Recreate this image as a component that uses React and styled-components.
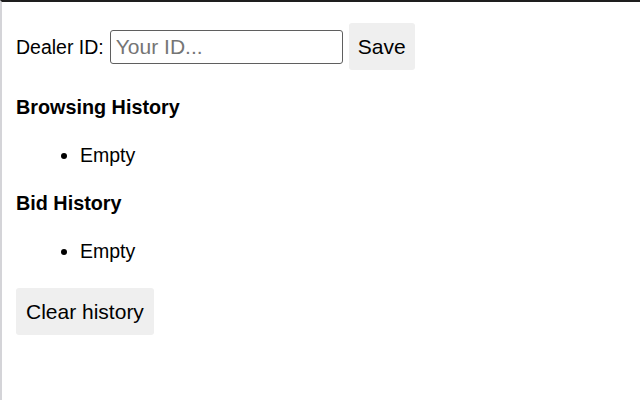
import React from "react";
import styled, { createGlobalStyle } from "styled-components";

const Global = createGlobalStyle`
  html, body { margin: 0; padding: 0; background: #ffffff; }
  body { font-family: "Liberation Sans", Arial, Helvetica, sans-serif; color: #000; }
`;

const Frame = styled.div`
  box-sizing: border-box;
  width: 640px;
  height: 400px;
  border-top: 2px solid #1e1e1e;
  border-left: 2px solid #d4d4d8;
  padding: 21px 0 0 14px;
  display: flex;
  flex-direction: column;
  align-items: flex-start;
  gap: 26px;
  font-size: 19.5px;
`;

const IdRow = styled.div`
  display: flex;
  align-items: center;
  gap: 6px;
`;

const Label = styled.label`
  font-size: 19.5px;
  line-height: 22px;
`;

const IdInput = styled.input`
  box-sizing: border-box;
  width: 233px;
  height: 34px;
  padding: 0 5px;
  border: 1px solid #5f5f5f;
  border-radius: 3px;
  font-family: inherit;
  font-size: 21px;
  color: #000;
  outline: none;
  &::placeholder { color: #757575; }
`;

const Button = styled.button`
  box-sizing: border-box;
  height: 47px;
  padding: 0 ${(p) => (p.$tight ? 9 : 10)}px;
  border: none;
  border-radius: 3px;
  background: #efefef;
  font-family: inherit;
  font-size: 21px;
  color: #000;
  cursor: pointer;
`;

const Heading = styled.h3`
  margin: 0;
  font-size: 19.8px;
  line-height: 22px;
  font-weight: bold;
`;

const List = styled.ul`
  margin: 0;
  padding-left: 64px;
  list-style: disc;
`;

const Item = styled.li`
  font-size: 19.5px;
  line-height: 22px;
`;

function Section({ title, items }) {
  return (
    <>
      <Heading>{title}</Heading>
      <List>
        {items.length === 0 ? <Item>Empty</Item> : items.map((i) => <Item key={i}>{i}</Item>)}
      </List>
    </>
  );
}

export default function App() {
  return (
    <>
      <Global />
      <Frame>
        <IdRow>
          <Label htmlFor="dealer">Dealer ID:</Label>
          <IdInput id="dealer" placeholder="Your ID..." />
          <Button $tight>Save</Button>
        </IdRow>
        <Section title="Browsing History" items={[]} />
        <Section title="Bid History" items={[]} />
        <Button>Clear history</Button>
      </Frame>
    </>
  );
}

==========

AIM OF THE EXERCISE: Look for lines containing the string "components" and copy them all.

WRITTEN SOLUTION:
Recreate this image as a component that uses React and styled-components.
import styled, { createGlobalStyle } from "styled-components";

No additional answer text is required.